Over the summer, the team of researchers tested the security of a number of smart home products and found many significant vulnerabilities. Some vulnerabilities were serious enough, Poshyvanyk said, they may require smart home platforms, such as Google’s NEST, to rethink the way devices interact in the home.

The researchers are working with platform vendors like Google NEST and Philips Hue, as well as app developers and manufacturers like TP Link, to harden the platforms and increase safety for consumers. 

That’s no easy task. There is such a wide array of smart home products and platforms, it’s nearly impossible to secure every aspect of every device, Poshyvanyk explained. The range runs from small devices with embedded computers, such as smart locks and light bulbs, to full-size appliances like refrigerators and HVAC systems.

“While the convenience is beneficial, security flaws in the platforms or integrated third-party products can have serious consequences for the integrity of a user’s physical environment,” the researchers write in their report.

An attack on a smart home is not like other attacks in the digital environment, the researchers explain. It affects people’s physical safety. Smart home systems provide a bridge between the digital and physical worlds, which is convenient for automation, but risky for security. 

“One of the key things that attracted us to this topic is that you’re not only worried about the more traditional privacy and integrity-related attacks,” Nadkarni said. “You’re worried about the users’ physical safety.”

Nadkarni, Poshyvanyk and their graduate students evaluated the security of two popular smart home platforms, Google’s NEST and the Phillips Hue. Both systems, as well as many other smart home platforms, operate using a centralized data store. The data store serves as a kind of switchboard, which apps and devices use to communicate with each other over the internet.

For example, let’s say you want to change the temperature of your thermostat. You pull up your smart home app on your mobile phone and tell it to turn up the heat. The app will then write a change to the target temperature variable in the centralized data store. The thermostat device will subsequently receive an update from the data store and change its temperature accordingly.

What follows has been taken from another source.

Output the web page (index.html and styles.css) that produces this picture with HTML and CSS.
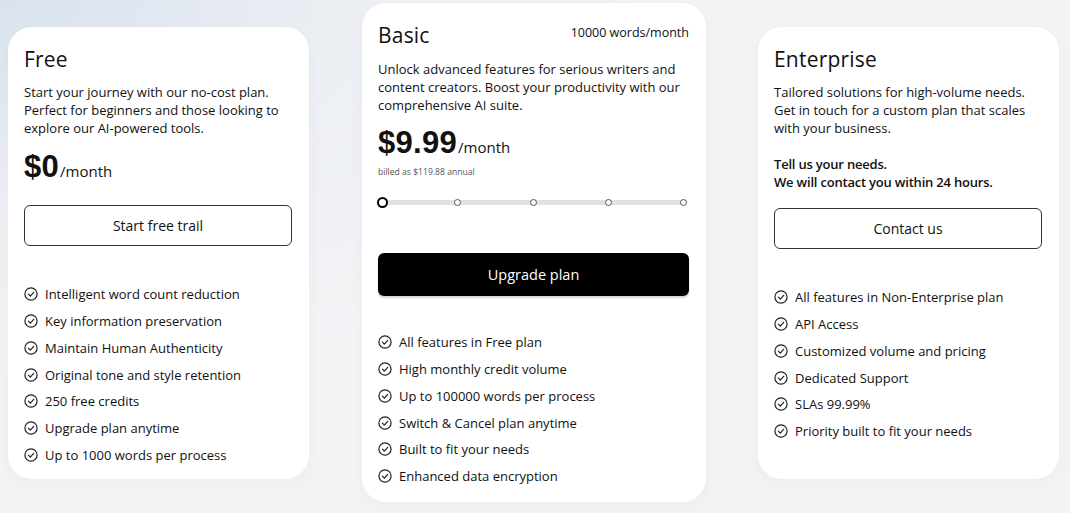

The system works because apps and devices are able to communicate by reading from or writing to variables in the centralized data store.

The problem, Nadkarni and Poshyvanyk explained, is that a data store-based system provides hackers the ability to access all devices in the home, from light switches to security alarms. An adversary can compromise one low-integrity product, like a sprinkler or a third-party lighting app, and modify a data store variable that another high-integrity product, such as a security alarm, depends on. This can have a whole host of unwanted consequences.

“What we often find in these types of evaluations is there isn’t one easy solution,” Nadkarni said. “The challenge comes in having to look at the environment as a whole, when there isn’t exactly one main problem or flaw. What you see here with smart homes is a systemic failure, many different bits and pieces coming together to create these flaws.” 

For example, an adversary may compromise a light switch app and modify a variable that makes the security camera turn off when a burglary is in process. Such an attack is called a lateral privilege escalation, where one uses a low-integrity device to compromise any high-integrity devices that connect to the same smart home.

“There is so much you can do as a hacker in the context of this system,” Poshyvanyk said. “It’s a design issue, which means the system basically needs to be redesigned for it to be fully protected. For software developers, this centralized data store solution is very easy to implement, so that could be one of the reasons why it was part of the original design. It’s a very straight forward, simple implementation, but we can see that it’s ineffective from a security point of view.”

The researchers identified ways an acquaintance can burglarize a smart home-enabled house with without being detected. The burglar only needs access to the same public internet network (like connecting to the same Starbucks wifi) as the homeowner to temporarily disable the smart home’s security system.

Poshyvanyk and Nadkarni successfully executed such an attack using a NEST smart home system set up in their IoT lab. They changed the system’s settings to indicate the owner was home when they were not, therein disabling the security camera. The researchers quickly alerted smart home companies to the vulnerability. TP Link’s Kasa switch, which was a stepping stone in performing the attack, has since been updated, preventing that specific instance of attack described in the study. 

Poshyvanyk says these kinds of vulnerabilities come with the territory. He places blame on the industry as a whole, not any individual company. Tech companies today are all in a race to be first to release a new product -- and that often comes at a price.

“I’m afraid market pressure is the driving force here,” he said. “The problem is manufacturers race to release these systems without having a good understanding of how they will be used in the wild. Users do things the companies did not expect them to do, because that’s how users are. It’s kind of a chicken and egg problem. You don’t know until it’s too late.”